→ Task details: Leave out the pictures and repeat the data exactly.

→ Entries provided:
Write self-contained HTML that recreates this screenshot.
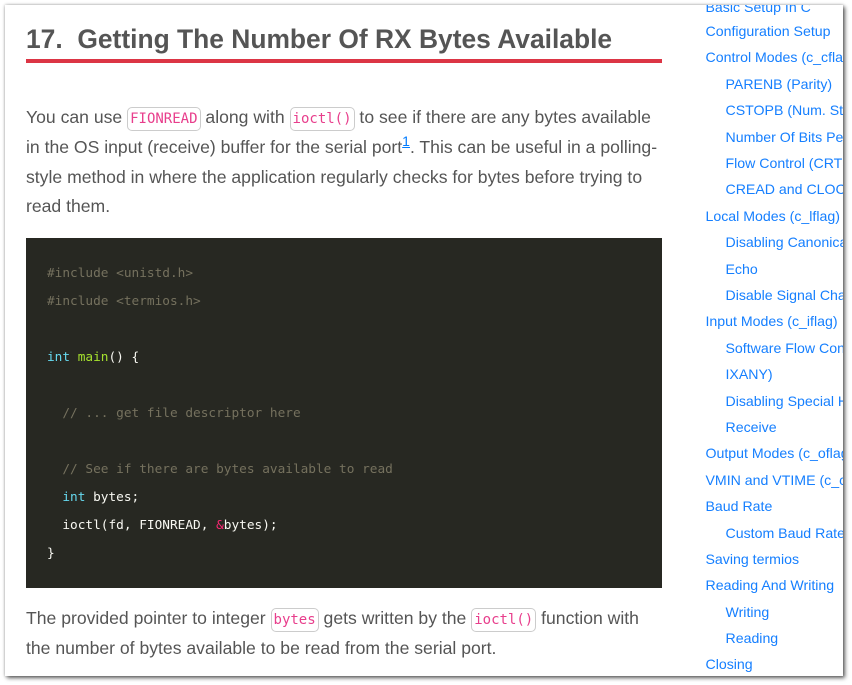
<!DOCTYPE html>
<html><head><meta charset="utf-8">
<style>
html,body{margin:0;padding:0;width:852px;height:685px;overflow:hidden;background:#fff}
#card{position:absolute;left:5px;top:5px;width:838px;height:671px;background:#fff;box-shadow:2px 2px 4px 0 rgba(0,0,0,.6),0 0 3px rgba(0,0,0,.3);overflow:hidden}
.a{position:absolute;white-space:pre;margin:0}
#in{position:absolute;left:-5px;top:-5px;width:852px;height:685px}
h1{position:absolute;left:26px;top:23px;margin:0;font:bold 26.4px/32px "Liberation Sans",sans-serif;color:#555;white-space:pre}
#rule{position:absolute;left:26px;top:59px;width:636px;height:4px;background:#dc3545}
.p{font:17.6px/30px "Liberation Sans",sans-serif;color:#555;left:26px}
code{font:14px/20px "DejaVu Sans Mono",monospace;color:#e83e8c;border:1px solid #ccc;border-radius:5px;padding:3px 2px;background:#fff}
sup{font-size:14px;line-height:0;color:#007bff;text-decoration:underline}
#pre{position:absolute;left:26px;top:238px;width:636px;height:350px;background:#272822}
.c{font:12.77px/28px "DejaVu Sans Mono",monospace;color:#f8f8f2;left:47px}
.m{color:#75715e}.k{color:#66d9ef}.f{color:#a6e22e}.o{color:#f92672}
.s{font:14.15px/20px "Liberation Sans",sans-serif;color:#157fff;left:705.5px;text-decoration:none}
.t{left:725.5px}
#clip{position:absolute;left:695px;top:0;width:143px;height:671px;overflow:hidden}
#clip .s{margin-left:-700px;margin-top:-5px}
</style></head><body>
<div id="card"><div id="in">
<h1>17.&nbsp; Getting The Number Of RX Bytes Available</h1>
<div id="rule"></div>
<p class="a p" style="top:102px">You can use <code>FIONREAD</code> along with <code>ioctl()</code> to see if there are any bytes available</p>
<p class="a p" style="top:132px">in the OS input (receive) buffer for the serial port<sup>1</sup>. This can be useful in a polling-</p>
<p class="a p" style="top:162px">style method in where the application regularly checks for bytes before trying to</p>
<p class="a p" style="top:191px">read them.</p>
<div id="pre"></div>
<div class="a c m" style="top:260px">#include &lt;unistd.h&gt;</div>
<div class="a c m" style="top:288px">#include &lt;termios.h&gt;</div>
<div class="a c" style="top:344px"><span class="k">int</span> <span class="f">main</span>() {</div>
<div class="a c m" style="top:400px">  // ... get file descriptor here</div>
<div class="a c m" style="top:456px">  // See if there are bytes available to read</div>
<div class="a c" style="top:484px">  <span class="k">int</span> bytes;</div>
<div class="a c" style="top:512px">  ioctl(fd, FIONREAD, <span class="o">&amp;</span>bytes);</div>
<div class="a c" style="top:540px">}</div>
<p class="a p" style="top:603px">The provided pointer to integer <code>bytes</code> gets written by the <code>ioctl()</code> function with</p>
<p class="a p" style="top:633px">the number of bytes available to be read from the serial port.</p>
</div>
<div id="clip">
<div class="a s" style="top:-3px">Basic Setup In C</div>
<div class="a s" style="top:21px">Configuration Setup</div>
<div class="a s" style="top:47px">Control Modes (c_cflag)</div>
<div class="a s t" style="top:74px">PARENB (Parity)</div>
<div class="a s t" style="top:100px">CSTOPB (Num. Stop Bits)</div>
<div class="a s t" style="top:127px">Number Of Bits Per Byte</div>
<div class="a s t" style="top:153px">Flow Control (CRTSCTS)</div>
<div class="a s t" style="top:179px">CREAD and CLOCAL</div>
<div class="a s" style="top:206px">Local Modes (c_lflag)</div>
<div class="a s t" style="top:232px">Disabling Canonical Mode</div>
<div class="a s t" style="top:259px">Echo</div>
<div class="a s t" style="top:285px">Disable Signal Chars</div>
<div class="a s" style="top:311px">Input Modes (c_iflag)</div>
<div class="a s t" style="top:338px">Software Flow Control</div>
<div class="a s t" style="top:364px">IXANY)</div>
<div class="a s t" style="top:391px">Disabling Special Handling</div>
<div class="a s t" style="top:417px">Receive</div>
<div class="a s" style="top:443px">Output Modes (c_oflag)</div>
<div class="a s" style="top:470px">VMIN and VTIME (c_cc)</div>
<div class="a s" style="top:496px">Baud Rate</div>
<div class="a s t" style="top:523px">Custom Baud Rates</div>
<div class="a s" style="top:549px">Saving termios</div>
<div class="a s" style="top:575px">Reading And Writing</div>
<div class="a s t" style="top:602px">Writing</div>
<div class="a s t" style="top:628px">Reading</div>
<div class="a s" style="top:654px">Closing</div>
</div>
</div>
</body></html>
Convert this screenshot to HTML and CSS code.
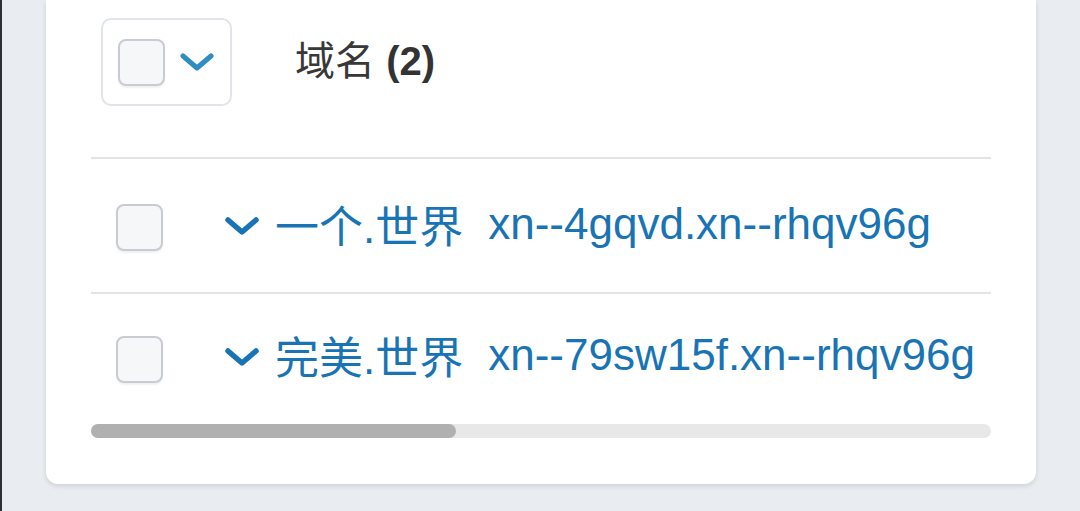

→ The completed task:
Write self-contained HTML that recreates this screenshot.
<!DOCTYPE html>
<html><head><meta charset="utf-8">
<style>
html,body{margin:0;padding:0;width:852px;height:685px;overflow:hidden;background:#fff}
#card{position:absolute;left:5px;top:5px;width:838px;height:671px;background:#fff;box-shadow:2px 2px 4px 0 rgba(0,0,0,.6),0 0 3px rgba(0,0,0,.3);overflow:hidden}
.a{position:absolute;white-space:pre;margin:0}
#in{position:absolute;left:-5px;top:-5px;width:852px;height:685px}
h1{position:absolute;left:26px;top:23px;margin:0;font:bold 26.4px/32px "Liberation Sans",sans-serif;color:#555;white-space:pre}
#rule{position:absolute;left:26px;top:59px;width:636px;height:4px;background:#dc3545}
.p{font:17.6px/30px "Liberation Sans",sans-serif;color:#555;left:26px}
code{font:14px/20px "DejaVu Sans Mono",monospace;color:#e83e8c;border:1px solid #ccc;border-radius:5px;padding:3px 2px;background:#fff}
sup{font-size:14px;line-height:0;color:#007bff;text-decoration:underline}
#pre{position:absolute;left:26px;top:238px;width:636px;height:350px;background:#272822}
.c{font:12.77px/28px "DejaVu Sans Mono",monospace;color:#f8f8f2;left:47px}
.m{color:#75715e}.k{color:#66d9ef}.f{color:#a6e22e}.o{color:#f92672}
.s{font:14.15px/20px "Liberation Sans",sans-serif;color:#157fff;left:705.5px;text-decoration:none}
.t{left:725.5px}
#clip{position:absolute;left:695px;top:0;width:143px;height:671px;overflow:hidden}
#clip .s{margin-left:-700px;margin-top:-5px}
</style></head><body>
<div id="card"><div id="in">
<h1>17.&nbsp; Getting The Number Of RX Bytes Available</h1>
<div id="rule"></div>
<p class="a p" style="top:102px">You can use <code>FIONREAD</code> along with <code>ioctl()</code> to see if there are any bytes available</p>
<p class="a p" style="top:132px">in the OS input (receive) buffer for the serial port<sup>1</sup>. This can be useful in a polling-</p>
<p class="a p" style="top:162px">style method in where the application regularly checks for bytes before trying to</p>
<p class="a p" style="top:191px">read them.</p>
<div id="pre"></div>
<div class="a c m" style="top:260px">#include &lt;unistd.h&gt;</div>
<div class="a c m" style="top:288px">#include &lt;termios.h&gt;</div>
<div class="a c" style="top:344px"><span class="k">int</span> <span class="f">main</span>() {</div>
<div class="a c m" style="top:400px">  // ... get file descriptor here</div>
<div class="a c m" style="top:456px">  // See if there are bytes available to read</div>
<div class="a c" style="top:484px">  <span class="k">int</span> bytes;</div>
<div class="a c" style="top:512px">  ioctl(fd, FIONREAD, <span class="o">&amp;</span>bytes);</div>
<div class="a c" style="top:540px">}</div>
<p class="a p" style="top:603px">The provided pointer to integer <code>bytes</code> gets written by the <code>ioctl()</code> function with</p>
<p class="a p" style="top:633px">the number of bytes available to be read from the serial port.</p>
</div>
<div id="clip">
<div class="a s" style="top:-3px">Basic Setup In C</div>
<div class="a s" style="top:21px">Configuration Setup</div>
<div class="a s" style="top:47px">Control Modes (c_cflag)</div>
<div class="a s t" style="top:74px">PARENB (Parity)</div>
<div class="a s t" style="top:100px">CSTOPB (Num. Stop Bits)</div>
<div class="a s t" style="top:127px">Number Of Bits Per Byte</div>
<div class="a s t" style="top:153px">Flow Control (CRTSCTS)</div>
<div class="a s t" style="top:179px">CREAD and CLOCAL</div>
<div class="a s" style="top:206px">Local Modes (c_lflag)</div>
<div class="a s t" style="top:232px">Disabling Canonical Mode</div>
<div class="a s t" style="top:259px">Echo</div>
<div class="a s t" style="top:285px">Disable Signal Chars</div>
<div class="a s" style="top:311px">Input Modes (c_iflag)</div>
<div class="a s t" style="top:338px">Software Flow Control</div>
<div class="a s t" style="top:364px">IXANY)</div>
<div class="a s t" style="top:391px">Disabling Special Handling</div>
<div class="a s t" style="top:417px">Receive</div>
<div class="a s" style="top:443px">Output Modes (c_oflag)</div>
<div class="a s" style="top:470px">VMIN and VTIME (c_cc)</div>
<div class="a s" style="top:496px">Baud Rate</div>
<div class="a s t" style="top:523px">Custom Baud Rates</div>
<div class="a s" style="top:549px">Saving termios</div>
<div class="a s" style="top:575px">Reading And Writing</div>
<div class="a s t" style="top:602px">Writing</div>
<div class="a s t" style="top:628px">Reading</div>
<div class="a s" style="top:654px">Closing</div>
</div>
</div>
</body></html>
Convert this screenshot to HTML and CSS code.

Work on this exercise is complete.